OXON HILL, Md.—President Donald Trump drew cheers on legal immigration and boos on the Democrats’ Green New Deal before an exuberant crowd on the last day of the Conservative Political Action Conference (CPAC), the highest attended conference in its 45-year history.

After hugging the flag as he walked on stage, he greeted the crowd as “great patriots, old friends, and young conservatives.”

“Our movement and our future in this country is unlimited … and I think we’re going to do it again in 2020,” he said to chants of “USA, USA, USA.”

According to organizers, 9,252 attended at the Gaylord Resort and Convention Center in at the National Harbor in Maryland—a record—with over 9,000 people offsite at three satellite campuses.

“Our overflow rooms have overflow rooms,” said Matt Schlapp, the chair of the American Conservative Union, the organizer of the event.

The first CPAC was held in 1974.

Pointing to the crowd in front of him, Trump joked that the people who had made it onto the convention center floor were “just better at real estate” than the others, a joke that drew loud cheers.

He also took a jab at some of the Democrats’ support for a Green New Deal, joking that Americans would have to take boats to get to Hawaii if the deal went through, and saying there was still no plan for how to travel to Europe if airplanes were eliminated.

trump hugs flag at CPAC
President Trump hugs the flag on stage at the Conservative Political Action Conference, CPAC 2019, in Oxon Hill, Maryland, on March 2, 2019. (Samira Bouaou/The Epoch Times)

Trump’s comments were based off documents circulated by the office of freshman Rep. Alexandria Ocasio-Cortez (D-N.Y.), since deleted, that said the Green New Deal “sets a goal to get to net-zero, rather than zero emissions, at the end of this 10-year plan because we aren’t sure that we will be able to fully get rid of, for example, emissions from cows or air travel before then.”

The biggest applause line came when he promised America “will never be a socialist country,” echoing a speech he gave to the Venezualan American community in Miami, Florida, on Feb. 18.

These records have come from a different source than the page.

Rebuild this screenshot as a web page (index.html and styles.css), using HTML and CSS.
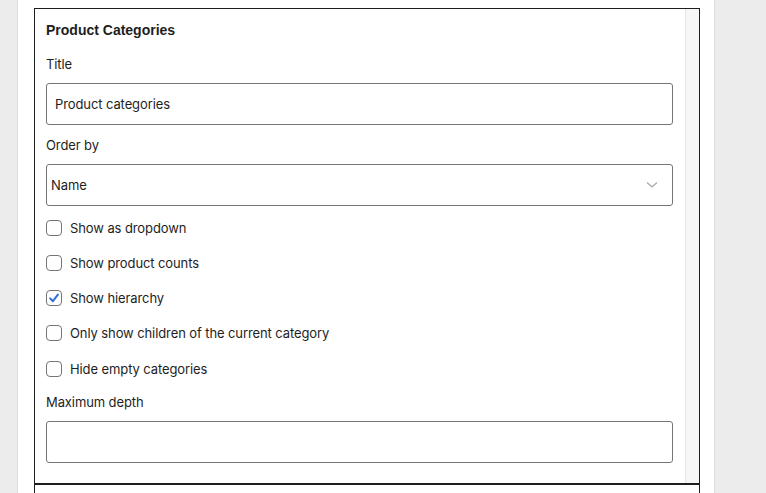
FILE: index.html
```html
<!DOCTYPE html>
<html>
<head>
<meta charset="utf-8">
<link rel="stylesheet" href="styles.css">
</head>
<body>
<div class="page">
  <div class="side side-left"></div>
  <div class="main">
    <div class="card">
      <div class="card-body">
        <h2 class="card-title">Product Categories</h2>
        <div class="field field-title">
          <label class="field-label">Title</label>
          <div class="input"><span class="input-text">Product categories</span></div>
        </div>
        <div class="field field-order">
          <label class="field-label">Order by</label>
          <div class="input select">
            <span class="select-text">Name</span>
            <svg class="chevron" width="12" height="8" viewBox="0 0 12 8"><path d="M1 1.5 L6 6 L11 1.5" fill="none" stroke="#a7a7a7" stroke-width="1.2"/></svg>
          </div>
        </div>
        <div class="checks">
          <div class="check-row"><span class="box"></span><span class="check-label">Show as dropdown</span></div>
          <div class="check-row"><span class="box"></span><span class="check-label">Show product counts</span></div>
          <div class="check-row"><span class="box checked"><svg width="14" height="14" viewBox="0 0 14 14"><path d="M3.2 7.4 L5.9 10.2 L10.9 3.6" fill="none" stroke="#2f6ed3" stroke-width="2" stroke-linecap="round" stroke-linejoin="round"/></svg></span><span class="check-label">Show hierarchy</span></div>
          <div class="check-row"><span class="box"></span><span class="check-label">Only show children of the current category</span></div>
          <div class="check-row"><span class="box"></span><span class="check-label">Hide empty categories</span></div>
        </div>
        <div class="field field-depth">
          <label class="field-label">Maximum depth</label>
          <div class="input"></div>
        </div>
      </div>
      <div class="scroll-track"></div>
    </div>
    <div class="card-next"></div>
  </div>
  <div class="side side-right"></div>
</div>
</body>
</html>
```

FILE: styles.css
```css
html, body {
  margin: 0;
  padding: 0;
  height: 100%;
  overflow: hidden;
}
body {
  background: #ececec;
  font-family: Inter, "Liberation Sans", Arial, sans-serif;
  color: #1e1e1e;
}
.page {
  display: flex;
  height: 493px;
}
.side-left {
  width: 17px;
  flex: none;
}
.side-right {
  flex: 1;
}
.main {
  width: 698px;
  flex: none;
  background: #fff;
  border-left: 1px solid #dedede;
  border-right: 1px solid #dedede;
  padding: 8px 0 0 16px;
  box-sizing: border-box;
}
.card {
  width: 666px;
  box-sizing: border-box;
  border: 1px solid #1e1e1e;
  border-bottom: 2px solid #1e1e1e;
  display: flex;
}
.card-body {
  flex: 1;
  padding: 11px 12px 20px 11px;
}
.scroll-track {
  width: 13px;
  flex: none;
  background: #f7f7f7;
  border-left: 1px solid #e6e6e6;
}
.card-next {
  width: 666px;
  height: 20px;
  box-sizing: border-box;
  border-left: 1px solid #1e1e1e;
  border-right: 1px solid #1e1e1e;
}
.card-title {
  margin: 0;
  font-family: "Liberation Sans", Arial, sans-serif;
  font-size: 14px;
  font-weight: 700;
  line-height: 20px;
}
.field-label {
  display: block;
  font-size: 13px;
  line-height: 18px;
  letter-spacing: -0.1px;
  margin-bottom: 10px;
}
.field-title {
  margin-top: 15px;
}
.field-order {
  margin-top: 11px;
}
.field-depth {
  margin-top: 6px;
}
.input {
  height: 42px;
  box-sizing: border-box;
  border: 1px solid #757575;
  border-radius: 3px;
  display: flex;
  align-items: center;
  padding: 0 8px;
  font-size: 13px;
  letter-spacing: -0.1px;
}
.select {
  padding: 0 14px 0 4px;
  justify-content: space-between;
}
.chevron {
  display: block;
}
.checks {
  padding-top: 4px;
  padding-bottom: 1px;
}
.check-row {
  height: 35.25px;
  display: flex;
  align-items: center;
}
.box {
  width: 16px;
  height: 16px;
  box-sizing: border-box;
  border: 1px solid #757575;
  border-radius: 4px;
  flex: none;
  display: flex;
  align-items: center;
  justify-content: center;
  background: #fff;
}
.check-label {
  margin-left: 8px;
  font-size: 13px;
  line-height: 18px;
  letter-spacing: -0.1px;
}
```
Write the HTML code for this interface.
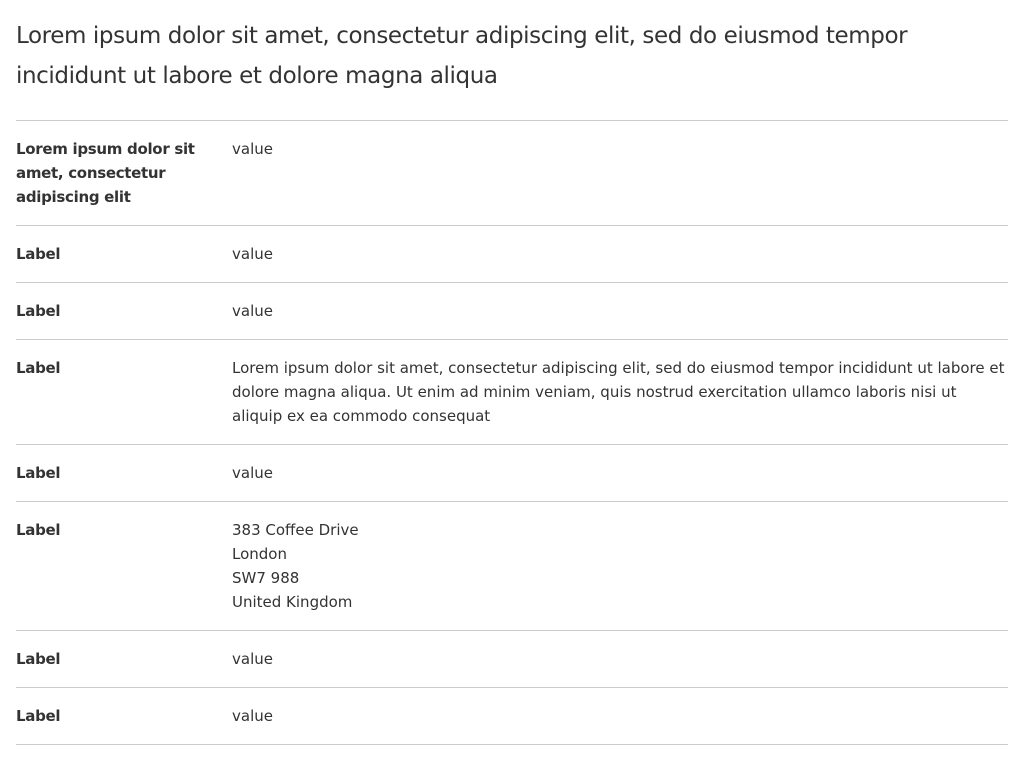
<!DOCTYPE html>
<html><head><meta charset="utf-8"><style>
body{margin:0;background:#fff;color:#333;font-family:"DejaVu Sans","Liberation Sans",sans-serif;}
.wrap{padding:16px 16px 0 16px;}
h1{margin:0;font-weight:normal;font-size:23px;line-height:40px;height:104px;color:#333;letter-spacing:-0.4px}
table{border-collapse:collapse;table-layout:fixed;width:992px;border-top:1px solid #ccc;font-size:15px;letter-spacing:0px}
td{vertical-align:top;padding:16px 0;line-height:24px;border-bottom:1px solid #ccc;white-space:nowrap}
td.l{font-weight:bold;font-size:15px;letter-spacing:-0.3px}
</style></head><body><div class="wrap">
<h1>Lorem ipsum dolor sit amet, consectetur adipiscing elit, sed do eiusmod tempor<br>incididunt ut labore et dolore magna aliqua</h1>
<table><colgroup><col style="width:216px"><col style="width:776px"></colgroup>
<tr><td class="l">Lorem ipsum dolor sit<br>amet, consectetur<br>adipiscing elit</td><td>value</td></tr>
<tr><td class="l">Label</td><td>value</td></tr>
<tr><td class="l">Label</td><td>value</td></tr>
<tr><td class="l">Label</td><td>Lorem ipsum dolor sit amet, consectetur adipiscing elit, sed do eiusmod tempor incididunt ut labore et<br>dolore magna aliqua. Ut enim ad minim veniam, quis nostrud exercitation ullamco laboris nisi ut<br>aliquip ex ea commodo consequat</td></tr>
<tr><td class="l">Label</td><td>value</td></tr>
<tr><td class="l">Label</td><td>383 Coffee Drive<br>London<br>SW7 988<br>United Kingdom</td></tr>
<tr><td class="l">Label</td><td>value</td></tr>
<tr><td class="l">Label</td><td>value</td></tr>
</table></div></body></html>
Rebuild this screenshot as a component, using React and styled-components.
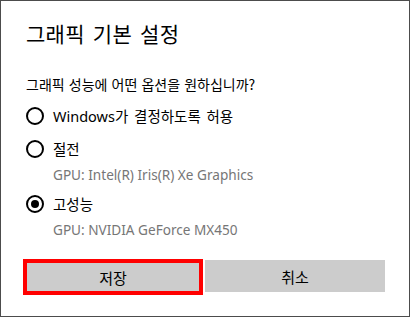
import { useState } from "react";
import styled, { createGlobalStyle } from "styled-components";

const Global = createGlobalStyle`
  html, body {
    margin: 0;
    padding: 0;
    background: #ffffff;
  }
  body {
    font-family: "Noto Sans", "Noto Sans CJK KR", sans-serif;
  }
`;

const Dialog = styled.div`
  width: 410px;
  height: 317px;
  box-sizing: border-box;
  border: 1px solid #4c4c4c;
  background: #ffffff;
  padding: 18px 24px 0 25px;
  display: flex;
  flex-direction: column;
  color: #000000;
`;

const Title = styled.h1`
  margin: 0;
  font-family: "Noto Sans CJK KR", sans-serif;
  font-weight: 400;
  font-size: 21px;
  line-height: 28px;
  word-spacing: 3px;
  letter-spacing: 0.3px;
`;

const Question = styled.p`
  margin: 27px 0 0;
  font-family: "Noto Sans CJK KR", sans-serif;
  font-size: 14px;
  line-height: 20px;
  word-spacing: 1px;
`;

const Options = styled.div`
  margin-top: 12px;
  display: flex;
  flex-direction: column;
`;

const Option = styled.label`
  display: flex;
  align-items: center;
  gap: 9px;
  height: 20px;
  margin-top: ${(p) => p.$gap}px;
  font-size: 14.5px;
  line-height: 20px;
  cursor: pointer;
`;

const Circle = styled.span`
  width: 18px;
  height: 18px;
  box-sizing: border-box;
  border: 2px solid #000000;
  border-radius: 50%;
  display: flex;
  align-items: center;
  justify-content: center;
  flex: none;

  &::after {
    content: "";
    width: 8px;
    height: 8px;
    border-radius: 50%;
    background: #000000;
    display: ${(p) => (p.$on ? "block" : "none")};
  }
`;

const Label = styled.span`
  font-family: "Noto Sans", "Noto Sans CJK KR", sans-serif;
  word-spacing: 2px;
`;

const Sub = styled.div`
  margin: 6px 0 0 27px;
  font-size: 13.6px;
  line-height: 20px;
  color: #767676;
`;

const Buttons = styled.div`
  margin-top: auto;
  margin-bottom: 21px;
  margin-left: -3px;
  display: flex;
  align-items: flex-start;
  gap: 2px;
`;

const Button = styled.button`
  width: 180px;
  height: ${(p) => (p.$focus ? 36 : 32)}px;
  margin-top: ${(p) => (p.$focus ? 0 : 1)}px;
  box-sizing: border-box;
  border: ${(p) => (p.$focus ? "4px solid #ff0000" : "none")};
  background: #cccccc;
  font-family: "Noto Sans CJK KR", sans-serif;
  font-size: 15px;
  color: #000000;
  padding: 0;
`;

const options = [
  { id: "auto", label: "Windows가 결정하도록 허용", gap: 0 },
  { id: "save", label: "절전", gpu: "GPU: Intel(R) Iris(R) Xe Graphics", gap: 13 },
  { id: "high", label: "고성능", gpu: "GPU: NVIDIA GeForce MX450", gap: 9 },
];

export default function App() {
  const [choice, setChoice] = useState("high");

  return (
    <>
      <Global />
      <Dialog>
        <Title>그래픽 기본 설정</Title>
        <Question>그래픽 성능에 어떤 옵션을 원하십니까?</Question>
        <Options>
          {options.map((o) => (
            <div key={o.id}>
              <Option $gap={o.gap} onClick={() => setChoice(o.id)}>
                <Circle $on={choice === o.id} />
                <Label>{o.label}</Label>
              </Option>
              {o.gpu && <Sub>{o.gpu}</Sub>}
            </div>
          ))}
        </Options>
        <Buttons>
          <Button $focus>저장</Button>
          <Button>취소</Button>
        </Buttons>
      </Dialog>
    </>
  );
}
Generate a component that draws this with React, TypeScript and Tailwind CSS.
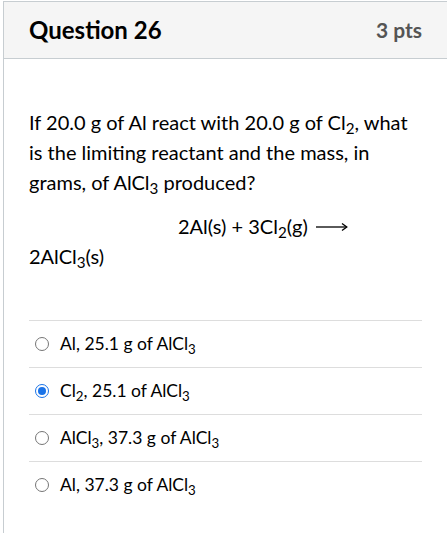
import React from "react";

const Radio = ({ checked }: { checked?: boolean }) =>
  checked ? (
    <span className="flex h-[14px] w-[14px] shrink-0 items-center justify-center rounded-full border-[1.5px] border-[#1a73e8] bg-white">
      <span className="h-[8px] w-[8px] rounded-full bg-[#1a73e8]" />
    </span>
  ) : (
    <span className="h-[14px] w-[14px] shrink-0 rounded-full border-[1.5px] border-[#767676] bg-white" />
  );

const Sub = ({ children }: { children: React.ReactNode }) => (
  <span className="inline-block align-[-0.28em] text-[0.76em] leading-none">{children}</span>
);

const answers: { label: React.ReactNode; checked?: boolean }[] = [
  { label: <>Al, 25.1 g of AlCl<Sub>3</Sub></> },
  { label: <>Cl<Sub>2</Sub>, 25.1 of AlCl<Sub>3</Sub></>, checked: true },
  { label: <>AlCl<Sub>3</Sub>, 37.3 g of AlCl<Sub>3</Sub></> },
  { label: <>Al, 37.3 g of AlCl<Sub>3</Sub></> },
];

export default function App() {
  return (
    <div className="h-[533px] w-[447px] overflow-hidden bg-white pl-[3px] pt-[1px] text-[#2d3b45]" style={{ fontFamily: "Lato, 'Open Sans', sans-serif" }}>
      <div className="h-full border-l border-t border-[#c7cdd1]">
        <div className="flex h-[57px] items-center justify-between border-b border-[#c7cdd1] bg-[#f5f5f5] px-[25px]">
          <span className="text-[24px] font-bold text-black">Question 26</span>
          <span className="text-[21px] font-bold text-[#555]">3 pts</span>
        </div>
        <div className="px-[25px] pt-[48px]">
          <p className="text-[20px] leading-[30px] text-black">
            If 20.0 g of Al react with 20.0 g of Cl<Sub>2</Sub>, what is the limiting reactant and the mass, in grams, of AlCl<Sub>3</Sub> produced?
          </p>
          <div className="mt-[14px] text-[20px] leading-[30px] text-black">
            <div className="flex items-center pl-[149px]">
              <span>
                2Al(s) + 3Cl<Sub>2</Sub>(g)
              </span>
              <svg className="ml-[8px] mt-[2px]" width="32" height="10" viewBox="0 0 32 10" fill="none" stroke="#000" strokeWidth="1.3">
                <path d="M0 5H30.5" />
                <path d="M26 1.5L30.8 5L26 8.5" />
              </svg>
            </div>
            <div>
              2AlCl<Sub>3</Sub>(s)
            </div>
          </div>
          <div className="mt-[49px]">
            {answers.map((a, i) => (
              <div key={i} className="flex h-[47px] items-center gap-[11px] border-t border-[#dddddd] pl-[6px] text-[17.5px] text-black">
                <Radio checked={a.checked} />
                <span>{a.label}</span>
              </div>
            ))}
          </div>
        </div>
      </div>
    </div>
  );
}
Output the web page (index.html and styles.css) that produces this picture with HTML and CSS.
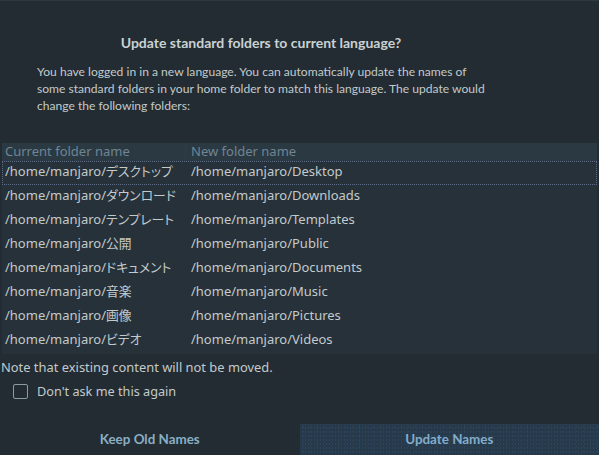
FILE: index.html
```html
<!DOCTYPE html>
<html lang="en">
<head>
<meta charset="utf-8">
<link rel="stylesheet" href="styles.css">
</head>
<body>
<div class="dialog">
  <div class="header">
    <h1 class="title">Update standard folders to current language?</h1>
    <p class="intro">You have logged in in a new language. You can automatically update the names of<br>some standard folders in your home folder to match this language. The update would<br>change the following folders:</p>
  </div>
  <div class="table">
    <div class="thead">
      <div class="th">Current folder name</div>
      <div class="th th2">New folder name</div>
    </div>
    <div class="row focus"><div class="cell">/home/manjaro/<span class="ja">デスクトップ</span></div><div class="cell c2">/home/manjaro/Desktop</div></div>
    <div class="row"><div class="cell">/home/manjaro/<span class="ja">ダウンロード</span></div><div class="cell c2">/home/manjaro/Downloads</div></div>
    <div class="row"><div class="cell">/home/manjaro/<span class="ja">テンプレート</span></div><div class="cell c2">/home/manjaro/Templates</div></div>
    <div class="row"><div class="cell">/home/manjaro/<span class="ja">公開</span></div><div class="cell c2">/home/manjaro/Public</div></div>
    <div class="row"><div class="cell">/home/manjaro/<span class="ja">ドキュメント</span></div><div class="cell c2">/home/manjaro/Documents</div></div>
    <div class="row"><div class="cell">/home/manjaro/<span class="ja">音楽</span></div><div class="cell c2">/home/manjaro/Music</div></div>
    <div class="row"><div class="cell">/home/manjaro/<span class="ja">画像</span></div><div class="cell c2">/home/manjaro/Pictures</div></div>
    <div class="row"><div class="cell">/home/manjaro/<span class="ja">ビデオ</span></div><div class="cell c2">/home/manjaro/Videos</div></div>
  </div>
  <p class="note">Note that existing content will not be moved.</p>
  <label class="check"><span class="box"></span><span class="check-label">Don't ask me this again</span></label>
  <div class="buttons">
    <div class="btn">Keep Old Names</div>
    <div class="btn btn-primary">Update Names</div>
  </div>
</div>
</body>
</html>
```
FILE: styles.css
```css
html, body {
  margin: 0;
  padding: 0;
  height: 100%;
}
body {
  background: #222c32;
  font-family: "Noto Sans", "Noto Sans CJK JP", sans-serif;
  color: #c3cacc;
  overflow: hidden;
}
.dialog {
  height: 455px;
  box-sizing: border-box;
  border-top: 1px solid #2d3941;
  display: flex;
  flex-direction: column;
}
.header {
  margin-left: 37px;
  width: 448px;
  font-family: Lato, "Noto Sans", sans-serif;
}
.title {
  margin: 32px 0 0;
  font-size: 14px;
  font-weight: bold;
  line-height: 20px;
  text-align: center;
  color: #c9d1d3;
}
.intro {
  margin: 10px 0 0;
  font-size: 12.1px;
  line-height: 17px;
  white-space: nowrap;
  color: #c3cacc;
}
.table {
  margin: 29px 2px 0 2px;
  background: #263139;
  display: flex;
  flex-direction: column;
  padding-bottom: 1px;
}
.thead {
  display: flex;
  height: 18px;
  background-color: #29363f;
  background-image: radial-gradient(circle, rgba(60,80,95,0.3) 0.6px, transparent 0.8px);
  background-size: 2px 2px;
}
.th {
  width: 184px;
  padding-left: 3px;
  font-size: 13px;
  line-height: 17px;
  color: #6f8593;
  border-right: 1px solid #2f3d47;
  box-sizing: border-box;
}
.th2 {
  width: auto;
  flex: 1;
  padding-left: 5px;
  border-right: none;
}
.row {
  display: flex;
  height: 24px;
  align-items: center;
  box-sizing: border-box;
  padding-bottom: 5px;
}
.row.focus {
  border: 1px dotted #5d6a86;
}
.cell {
  width: 184px;
  padding-left: 3px;
  font-size: 13px;
  white-space: nowrap;
  box-sizing: border-box;
  color: #c3cacc;
}
.row.focus .cell { padding-left: 2px; }
.c2 {
  width: auto;
  flex: 1;
  padding-left: 5px;
}
.row.focus .c2 { padding-left: 4px; }
.ja {
  font-family: "Noto Sans CJK JP", sans-serif;
  font-size: 12.8px;
  font-feature-settings: "palt";
}
.note {
  margin: 4px 0 0 1px;
  font-size: 12.9px;
  line-height: 18px;
}
.check {
  display: flex;
  align-items: center;
  margin: 7px 0 0 13px;
  height: 16px;
}
.box {
  width: 15px;
  height: 15px;
  box-sizing: border-box;
  border: 1.5px solid #8a9ba3;
  border-radius: 2px;
}
.check-label {
  margin-left: 9px;
  font-size: 12.7px;
}
.buttons {
  margin-top: auto;
  display: flex;
  height: 31px;
  font-family: Lato, "Noto Sans", sans-serif;
}
.btn {
  flex: 1;
  display: flex;
  align-items: center;
  justify-content: center;
  font-size: 13.4px;
  font-weight: bold;
  color: #8aaec4;
  padding-bottom: 1px;
}
.btn-primary {
  background-color: #263a4b;
  background-image:
    radial-gradient(circle, rgba(160,110,70,0.18) 0.5px, transparent 0.9px),
    radial-gradient(circle, rgba(70,110,160,0.2) 0.5px, transparent 0.9px);
  background-size: 7px 5px, 3px 4px;
  background-position: 0 0, 1px 2px;
  color: #83acca;
}
```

He brought on stage with him Hayden Williams, an employee of the Leadership Institute who was assaulted on the UC Berkeley campus Feb. 19  while “working to recruit conservative student leaders in his capacity as Field Representative for The Leadership Institute,” the institute says on its website.

There’s so many conservative students across the country who are facing discrimination, harassment, and worse if they dare to speak up on campus,” Williams said. 

Trump drew applause when he suggested Williams sue the university and the state. He then announced that he plans to sign an executive order that would require colleges to support free speech if they want federal research dollars.

“He took a hard punch in the face for all of us,” Trump said. “And we can never allow that to happen.”

Trump was fresh off a trip to Hanoi, Vietnam, where he met with North Korean leader Kim Jong Un for their second summit.

The two failed to reach a deal on moving forward with North Korea’s denuclearization, but Trump said it was a positive meeting that advanced the two countries’ relationship nonetheless.